Two Arab saboteurs were killed in an encounter with an Israeli patrol in the Jordan Valley over the week-end as a massive search continued in the Gaza Strip and deep into Sinai for the murderer of an Israeli Public Works Department foreman near Gaza Thursday and the saboteurs who seriously injured an Israeli truck driver in Gaza yesterday. An Israeli border policeman was injured today when his patrol was attacked by bazooka and small arms fire east of Ashdod Yaacov in the Beisan Valley. Another border policeman was injured in a clash in the same region Friday and a saboteur was killed there the previous day.

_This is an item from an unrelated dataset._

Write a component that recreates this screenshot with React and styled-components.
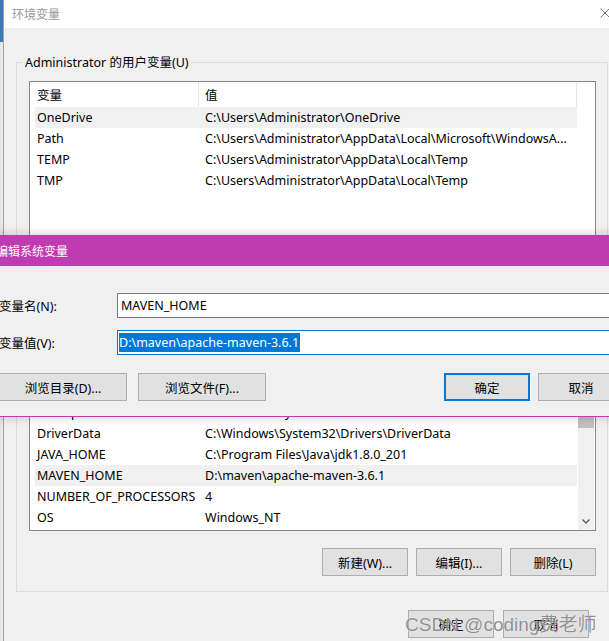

The murdered foreman was Shimon Levi, 41, of Beersheba, who was in charge of a crew building a road to a Gaza refugee camp. He was found dead with at least 15 bullets fired into him at point blank range. His Arab driver and several Arab workers were detained for questioning. The truck driver, a 22 year-old man from Holon, was injured when a time bomb went off in the cab of his truck. One of his legs had to be amputated.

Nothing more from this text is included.